Alle donne è vietato lavorare fuori casa, ad eccezioni di alcuni lavori. Non ci sono donne al governo, né esiste un dicastero dedicato alle problematiche femminili. «Questo vuol dire anche interrompere la relazione tra le donne e anche la solidarietà che può esserci tra loro», spiega Lanzoni. Dalla caduta della capitale afghana, hanno sottolineato in un documento congiunto i governi di diversi Paesi, tra cui l’Italia, «i talebani hanno emanato non meno di 16 decreti ed editti che, tra l’altro, limitano la mobilità delle donne, allontanano le donne dai luoghi di lavoro, richiedono coperture dalla testa ai piedi, vietano alle donne di utilizzare spazi pubblici come parchi. Queste politiche – si legge nel comunicato – rendono evidente il disprezzo dei talebani per i diritti umani e le libertà fondamentali del popolo afghano».

L’ultimo editto, quello del 24 dicembre, che stabilisce come le donne non possano più lavorare per le organizzazioni non governative, sia locali che internazionali.

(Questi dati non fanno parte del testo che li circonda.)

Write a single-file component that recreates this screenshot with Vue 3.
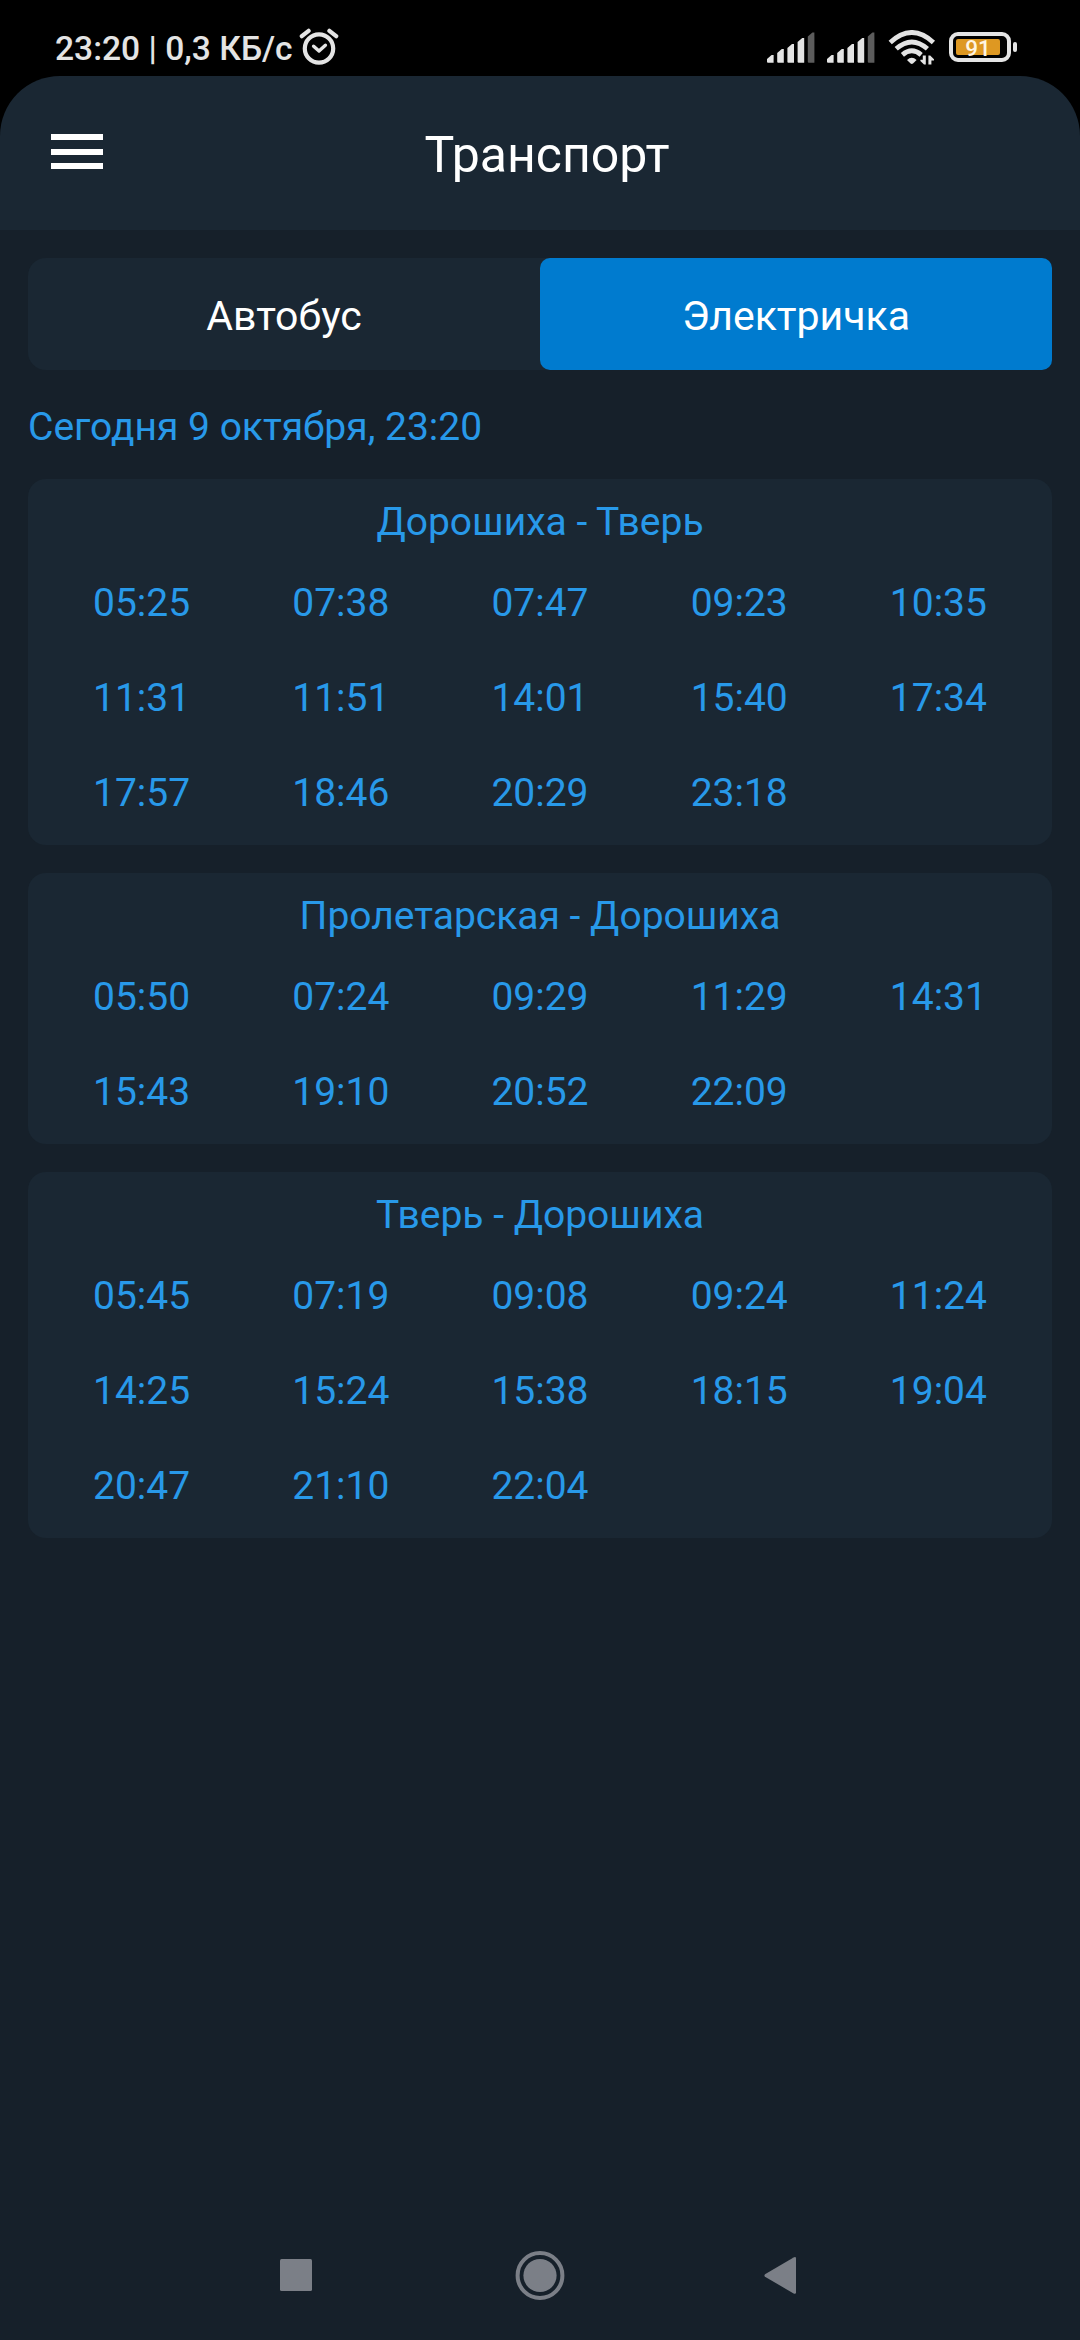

La mossa, secondo una circolare pubblicata dal ministero dell’Economia, era giustificata dal fatto che alcune afghane non avessero rispettato il codice di abbigliamento islamico. Restrizione, questa, che ha costretto diverse organizzazioni, tra cui Save the Children, International Rescue Committee, il Consiglio Norvegese per i Rifugiati e CARE International, ad annunciare la propria impossibilità di operare sul territorio senza la forza lavoro femminile. Insomma, un regime di «apartheid di genere», come lo ha definito il Parlamento europeo. «Il più grande dei problemi che oggi devono affrontare le donne afghane riguarda la sopravvivenza». E in questo contesto, definito da Lanzoni «un angolo buio nel mondo», l’Occidente avrebbe potuto fare molto di più perché «da un lato c’è una questione umanitaria, ma dall’altro c’è una questione politica e di diritti umani», spiega. E fintantoché queste «tre dimensioni non lavoreranno insieme, sarà molto difficile passare un altro 8 marzo, pensando che le donne nel mondo siano liberate». Fin quando «avremo le donne in Afghanistan in questa condizione – né è certa la vice presidente di Pangea Onlus – nessuno di noi e nessuna di noi, potrà sentirsi libera».